Poems in praise of a city are nothing
new to American literature. William Carlos Williams immortalized
suburban New Jersey with Paterson, and Charles Olson did the same for Gloucester, Massachusetts with The Maximus Poems. But, according to the latter of these two men, writing in the name of
a city comes with great responsibility because, in such cases, poets
compose not for themselves, but for a broader community. To this
extent, Olson writes in “Letter 3”:
Let those who use words cheap, who use us cheap
take themselves out of the way
Let them not talk of what is good for the city
Let them free the way for me...
…
Let them cease putting out words in the public print
Yes,
those writers who “use words cheap,” in fact, “use us cheap,”
which means using the city cheap. Olson argues that, instead, “what
is good for the city” is for the poetasters to “cease putting out
words in public print” so as to “free the way” for those who
both understand and can adequately direct the force of language in
order to praise and create
a city.
In How
We Saved the City (Stockport
Flats,
2012), Kate Schapira answers Olson's call. Unlike her predecessor,
though, she does not engage a specific city, but the city as a
concept. Schapira's city concept forms from “the pockets of
mini-meaning created by the city's people” (8) and all that
“accumulates” (10) from and between these mini-meanings. One
manner in which the poet works through the accumulation of
mini-meaning is through the process of cataloging. In the prose poem
“Street Value,” she writes of “Businesses [that] open and close
luxuriously,” of a “Place to park,” and, even, of a “splash
of fallen sandwich tomato or berry birdshit on a broad granite lip”
(9).
Of course, the city
is more than a catalog of images and the mini-meanings that
accumulate between them.
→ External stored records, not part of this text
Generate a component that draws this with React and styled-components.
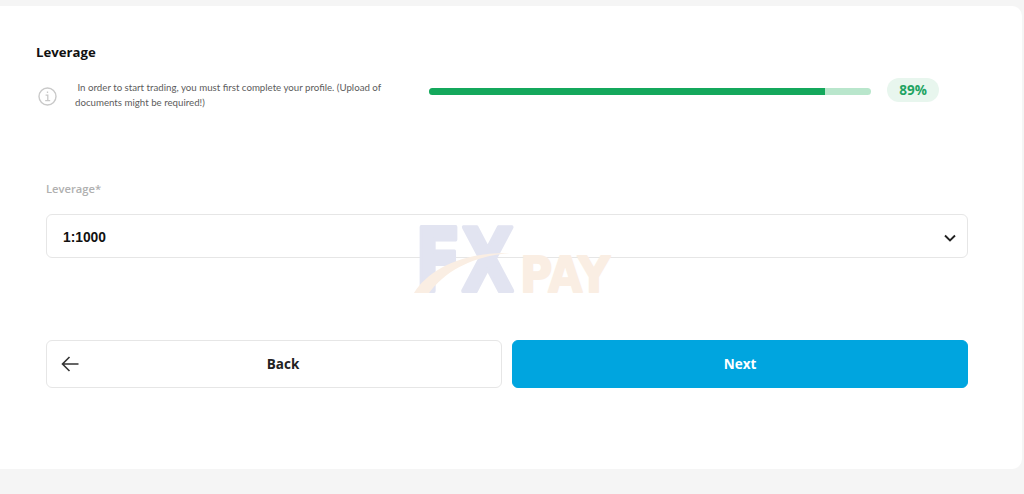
import React from "react";
import styled, { createGlobalStyle } from "styled-components";

const GlobalStyle = createGlobalStyle`
  html, body {
    margin: 0;
    padding: 0;
    height: 100%;
    background: #f5f5f5;
    font-family: "Open Sans", "Liberation Sans", sans-serif;
  }
`;

const Page = styled.main`
  width: 1024px;
  height: 494px;
  padding: 6px 2px 25px 0;
  box-sizing: border-box;
  overflow: hidden;
`;

const Card = styled.section`
  position: relative;
  height: 100%;
  background: #fff;
  border-radius: 0 10px 10px 0;
  padding: 37px 54px 0 36px;
  box-sizing: border-box;
`;

const Heading = styled.h2`
  margin: 0;
  font-size: 13.2px;
  line-height: 18px;
  font-weight: 700;
  color: #111;
`;

const Status = styled.div`
  display: flex;
  align-items: center;
  margin-top: 14px;
  height: 32px;
`;

const InfoIcon = styled.svg`
  flex: none;
  width: 19px;
  height: 19px;
  margin: 11px 0 0 2px;
  color: #c9c9c9;
`;

const Notice = styled.p`
  flex: none;
  width: 320px;
  margin: 8px 0 0 18px;
  font-family: Lato, "Open Sans", sans-serif;
  font-size: 9.7px;
  line-height: 15px;
  font-weight: 400;
  color: #5c5c5c;
`;

const Track = styled.div`
  flex: none;
  width: 442px;
  height: 7px;
  margin-left: 34px;
  border-radius: 4px;
  background: #b9e6cc;
  overflow: hidden;
`;

const Fill = styled.div`
  height: 100%;
  background: #14a85c;
`;

const Badge = styled.span`
  flex: none;
  width: 52px;
  height: 24px;
  margin: -2px 0 0 16px;
  border-radius: 12px;
  background: #e8f6ee;
  color: #1fa463;
  font-size: 13.5px;
  font-weight: 700;
  line-height: 24px;
  text-align: center;
`;

const Form = styled.form`
  width: 922px;
  margin: 74px 0 0 10px;
`;

const Label = styled.label`
  display: block;
  font-size: 11.2px;
  line-height: 16px;
  font-weight: 600;
  color: #b0b0b0;
`;

const Select = styled.div`
  display: flex;
  align-items: center;
  justify-content: space-between;
  height: 44px;
  margin-top: 17px;
  padding: 2px 9px 0 16px;
  border: 1px solid #e6e6e6;
  border-radius: 6px;
  box-sizing: border-box;
  font-family: "Liberation Sans", Arial, sans-serif;
  font-size: 13.8px;
  font-weight: 700;
  color: #111;
`;

const Chevron = styled.svg`
  flex: none;
  margin-top: 2px;
`;

const Actions = styled.div`
  display: grid;
  grid-template-columns: 456px 456px;
  gap: 10px;
  margin-top: 82px;
`;

const Button = styled.button`
  display: flex;
  align-items: center;
  height: 48px;
  padding: 0 14px;
  box-sizing: border-box;
  border: 1px solid ${(p) => (p.$primary ? "#00a5df" : "#e6e6e6")};
  border-radius: 6px;
  background: ${(p) => (p.$primary ? "#00a5df" : "#fff")};
  color: ${(p) => (p.$primary ? "#fff" : "#222")};
  font-family: inherit;
  font-size: 13.5px;
  font-weight: 700;
`;

const ButtonLabel = styled.span`
  flex: 1;
  text-align: center;
`;

const Watermark = styled.svg`
  position: absolute;
  left: 414px;
  top: 220px;
  width: 197px;
  height: 67px;
  overflow: visible;
  pointer-events: none;
`;

function App() {
  return (
    <>
      <GlobalStyle />
      <Page>
        <Card>
          <Heading>Leverage</Heading>
          <Status>
            <InfoIcon viewBox="0 0 19 19" fill="none" stroke="currentColor">
              <circle cx="9.5" cy="9.5" r="8.5" strokeWidth="1.4" />
              <path d="M9.5 4.6v1.4M7.6 8.2h2.2v5.2M7.2 13.6h5" strokeWidth="1.3" />
            </InfoIcon>
            <Notice>
              {"\u00a0In order to start trading, you must first complete your profile. (Upload of documents might be required!)"}
            </Notice>
            <Track>
              <Fill style={{ width: "89.6%" }} />
            </Track>
            <Badge>89%</Badge>
          </Status>
          <Form>
            <Label>Leverage*</Label>
            <Select>
              1:1000
              <Chevron width="16" height="10" viewBox="0 0 16 10" fill="none">
                <path d="M3 2.5l5 5 5-5" stroke="#222" strokeWidth="1.9" />
              </Chevron>
            </Select>
            <Actions>
              <Button type="button">
                <svg width="18" height="16" viewBox="0 0 18 16" fill="none">
                  <path d="M17.5 8H1.5M8.5 1L1.5 8l7 7" stroke="#333" strokeWidth="1.6" />
                </svg>
                <ButtonLabel>Back</ButtonLabel>
              </Button>
              <Button type="button" $primary>
                <ButtonLabel>Next</ButtonLabel>
              </Button>
            </Actions>
          </Form>
          <Watermark viewBox="0 0 197 67">
            <text
              x="1"
              y="65"
              textLength="99"
              lengthAdjust="spacingAndGlyphs"
              fontFamily="DejaVu Sans"
              fontWeight="700"
              fontSize="88"
              fill="#e2e4f1"
              stroke="#e2e4f1"
              strokeWidth="4"
              strokeLinejoin="round"
            >
              FX
            </text>
            <text
              x="106"
              y="66"
              textLength="90"
              lengthAdjust="spacingAndGlyphs"
              fontFamily="DejaVu Sans"
              fontWeight="700"
              fontSize="50"
              fill="#faeee3"
              stroke="#faeee3"
              strokeWidth="2"
              strokeLinejoin="round"
            >
              PAY
            </text>
            <path d="M0 67C14 44 48 26 96 27C60 30 32 44 15 67Z" fill="#faeee3" />
          </Watermark>
        </Card>
      </Page>
    </>
  );
}

export default App;
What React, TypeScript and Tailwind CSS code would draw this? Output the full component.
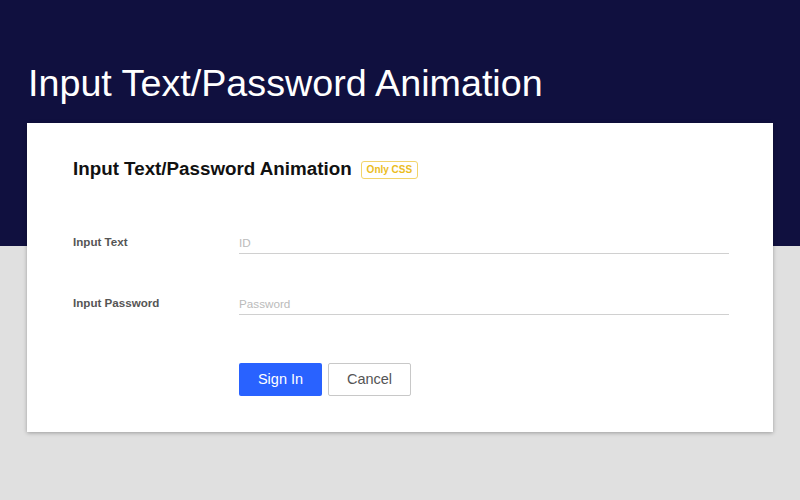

The city is also the people who live
within its confines; and, more importantly, the relationships formed
between those people. For example, the opening prose poem “Prologue:
Magical Urbanism” addresses race relations and, perhaps, the
gentrification of cityscapes:
I
was walking home when a glow caught my eye: the mulch around a
municipal tree was burning. Got down to scrape it out and found there
was more underneath than I thought. Two men walking the other
direction saw and stopped to help me, using a corner of loose brick.
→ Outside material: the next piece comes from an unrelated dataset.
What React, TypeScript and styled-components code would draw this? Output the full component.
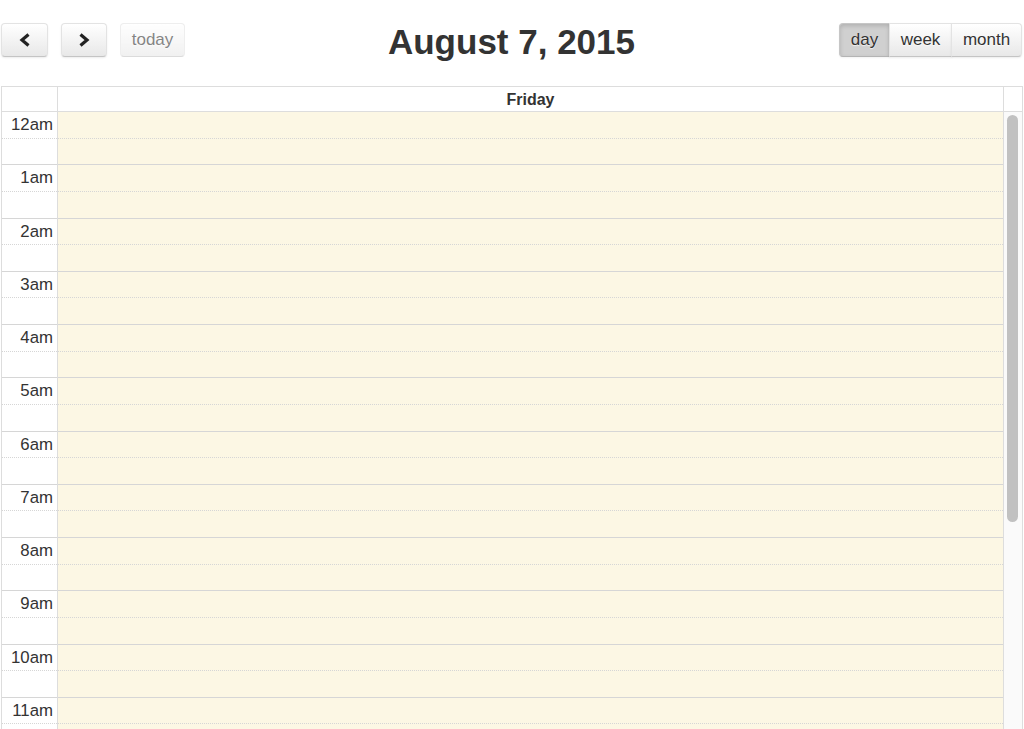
import React from 'react'
import styled, { createGlobalStyle, css } from 'styled-components'

const GlobalStyle = createGlobalStyle`
  html, body {
    margin: 0;
    padding: 0;
    background: #fff;
    overflow: hidden;
  }
  body {
    font-family: 'Liberation Sans', Arial, Helvetica, sans-serif;
    color: #333;
  }
`

const SLOT = 26.64

const Page = styled.div`
  width: 1024px;
  height: 729px;
  overflow: hidden;
`

const Toolbar = styled.div`
  display: grid;
  grid-template-columns: 1fr auto 1fr;
  align-items: center;
  padding: 23px 2px 0 1px;
  height: 34px;
`

const LeftGroup = styled.div`
  display: flex;
  gap: 13px;
`

const RightGroup = styled.div`
  display: flex;
  justify-content: flex-end;
`

const Title = styled.h2`
  margin: 0;
  font-size: 35px;
  font-weight: bold;
  color: #333;
  line-height: 34px;
  position: relative;
  top: 2px;
`

const Button = styled.button<{ $w: number; $active?: boolean; $disabled?: boolean; $pos?: 'l' | 'm' | 'r' }>`
  width: ${({ $w }) => $w}px;
  height: 34px;
  padding: 0;
  display: flex;
  align-items: center;
  justify-content: center;
  font-family: 'Liberation Sans', Arial, sans-serif;
  font-size: 17px;
  color: #333;
  text-shadow: 0 1px 1px rgba(255, 255, 255, 0.75);
  border: 1px solid;
  border-color: #e3e3e3 #e3e3e3 #c4c4c4;
  border-radius: 4px;
  background: linear-gradient(#ffffff, #e8e8e8);
  box-shadow: inset 0 1px 0 rgba(255, 255, 255, 0.2), 0 1px 2px rgba(0, 0, 0, 0.08);
  ${({ $pos }) =>
    $pos === 'l' &&
    css`
      border-top-right-radius: 0;
      border-bottom-right-radius: 0;
    `}
  ${({ $pos }) =>
    $pos === 'm' &&
    css`
      border-radius: 0;
      margin-left: -1px;
    `}
  ${({ $pos }) =>
    $pos === 'r' &&
    css`
      border-top-left-radius: 0;
      border-bottom-left-radius: 0;
      margin-left: -1px;
    `}
  ${({ $active }) =>
    $active &&
    css`
      background: #d0d0d0;
      border-color: #c6c6c6 #c6c6c6 #b4b4b4;
      box-shadow: inset 0 2px 4px rgba(0, 0, 0, 0.15), 0 1px 2px rgba(0, 0, 0, 0.05);
    `}
  ${({ $disabled }) =>
    $disabled &&
    css`
      opacity: 0.6;
      box-shadow: none;
    `}
`

const Grid = styled.div`
  margin: 29px 1px 0 1px;
  border: 1px solid #ddd;
  border-bottom: none;
`

const HeadRow = styled.div`
  display: flex;
  height: 24px;
  border-bottom: 1px solid #ddd;
`

const AxisHead = styled.div`
  width: 55px;
  border-right: 1px solid #ddd;
`

const DayHead = styled.div`
  flex: 1;
  display: flex;
  align-items: center;
  justify-content: center;
  font-size: 16px;
  font-weight: bold;
  color: #333;
  border-right: 1px solid #ddd;
  padding-top: 1px;
`

const GutterHead = styled.div`
  width: 18px;
`

const Body = styled.div`
  display: flex;
  height: 617px;
  overflow: hidden;
`

const Axis = styled.div`
  width: 55px;
  border-right: 1px solid #ddd;
  flex-shrink: 0;
`

const DayCol = styled.div`
  flex: 1;
  background: #fcf7e4;
  border-right: 1px solid #ddd;
`

// $hourEnd: the slot closes an hour, so its bottom line is solid
const Slot = styled.div<{ $hourEnd: boolean }>`
  box-sizing: border-box;
  height: ${SLOT}px;
  border-bottom: 1px ${({ $hourEnd }) => ($hourEnd ? 'solid' : 'dotted')} #d6d6d6;
`

const TimeLabel = styled(Slot)`
  text-align: right;
  padding: 3px 4px 0 0;
  font-size: 16.8px;
  line-height: 20px;
  color: #333;
`

const Gutter = styled.div`
  width: 18px;
  flex-shrink: 0;
  background: #fafafa;
  padding: 3px 0 0 3px;
  box-sizing: border-box;
`

const Thumb = styled.div`
  width: 11px;
  height: 407px;
  border-radius: 6px;
  background: #c1c1c1;
`

const ChevronIcon = ({ dir }: { dir: 'left' | 'right' }) => (
  <svg width="14" height="16" viewBox="0 0 14 16">
    <polyline
      points={dir === 'left' ? '10.5,2.5 4,8 10.5,13.5' : '3.5,2.5 10,8 3.5,13.5'}
      fill="none"
      stroke="#222"
      strokeWidth="3.2"
      strokeLinejoin="miter"
    />
  </svg>
)

const hours = ['12am', '1am', '2am', '3am', '4am', '5am', '6am', '7am', '8am', '9am', '10am', '11am']

const App = () => {
  return (
    <Page>
      <GlobalStyle />
      <Toolbar>
        <LeftGroup>
          <Button $w={47}>
            <ChevronIcon dir="left" />
          </Button>
          <Button $w={46}>
            <ChevronIcon dir="right" />
          </Button>
          <Button $w={65} $disabled>
            today
          </Button>
        </LeftGroup>
        <Title>August 7, 2015</Title>
        <RightGroup>
          <Button $w={51} $pos="l" $active>
            day
          </Button>
          <Button $w={63} $pos="m">
            week
          </Button>
          <Button $w={71} $pos="r">
            month
          </Button>
        </RightGroup>
      </Toolbar>
      <Grid>
        <HeadRow>
          <AxisHead />
          <DayHead>Friday</DayHead>
          <GutterHead />
        </HeadRow>
        <Body>
          <Axis>
            {hours.map(h => (
              <React.Fragment key={h}>
                <TimeLabel $hourEnd={false}>{h}</TimeLabel>
                <Slot $hourEnd />
              </React.Fragment>
            ))}
          </Axis>
          <DayCol>
            {hours.map(h => (
              <React.Fragment key={h}>
                <Slot $hourEnd={false} />
                <Slot $hourEnd />
              </React.Fragment>
            ))}
          </DayCol>
          <Gutter>
            <Thumb />
          </Gutter>
        </Body>
      </Grid>
    </Page>
  )
}

export default App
How I could have reacted whitely while we were squatted down getting
the last embers; their black stopping; a spare thought early at
night; we dusted our hands off, a line in my head captured the little
glows: The evening was alive with first responders, already
turning it. Respective cities closed over us again. (3)
The speaker of the
poem looks “to scrape...out” the fire engulfing “a municipal
tree” and, during the process, receives help from “Two men
walking the other direction.” She worries about reacting “whitely”
to their “black stopping,” but the three succeed in putting out
“the last embers.” Yet, once they accomplish their goal of
preserving the municipal tree, their “Respective cities closed over
[them] again.” In this moment, the hope of community forms, but,
unfortunately, just as quickly dissolves.
Another
relationship How We Saved the City
explores is that of gender; specifically, the speaker of the poem
“Humble is the key to setting out” wants to commit herself to
“living a publicly gender-free life and showing solidarity with
anyone who tries” (36). To her mind, one way to perform a
“gender-free life,” at least linguistically, is to keep “grammar
ethical” by employing the third-person plural “they” in order
to leave “the cult of autonomy” that manifests when using other
“pronouns” (30). But just as How We Saved the City does
not offer a perfect solution for race relations, neither does it
offer one for gender relations. In fact, even the speaker's partner
worries that, in performing one's life androgynously, we will “make
fools of ourselves” and, thus, says: “I don't know if I can do
it” (36)
Regardless of
whether or not the denizens of the city succeed in their attempts,
Schapira's collection endeavors to create a community where it's
“Safe to be tattooed, hairy. / Safe to be gay, fat, shy” (64). In
other words, we save the city by creating a community where “people
gather around...and radiate” their personal utopias; as each utopia
“ripples” out so as to “touch each other,” eventually “all
the utopias will join to form” (40) a collective utopia named The
City.
The
question, though, posed in How We Saved the City is:
“But isn't utopia what people think?” (44), some unattainable
concept formed in the mind that cannot be realized in the material
world. Yes, this is
true, and no doubt the reason why the city's citizens do not succeed
in sustaining the temporary coalitions they form. But far from
admitting defeat, Schapira's book asks us “to imagine what has
never been” so we may “speak about it with hope instead of
certainty” (95). Hope, it would appear, is what will save the city.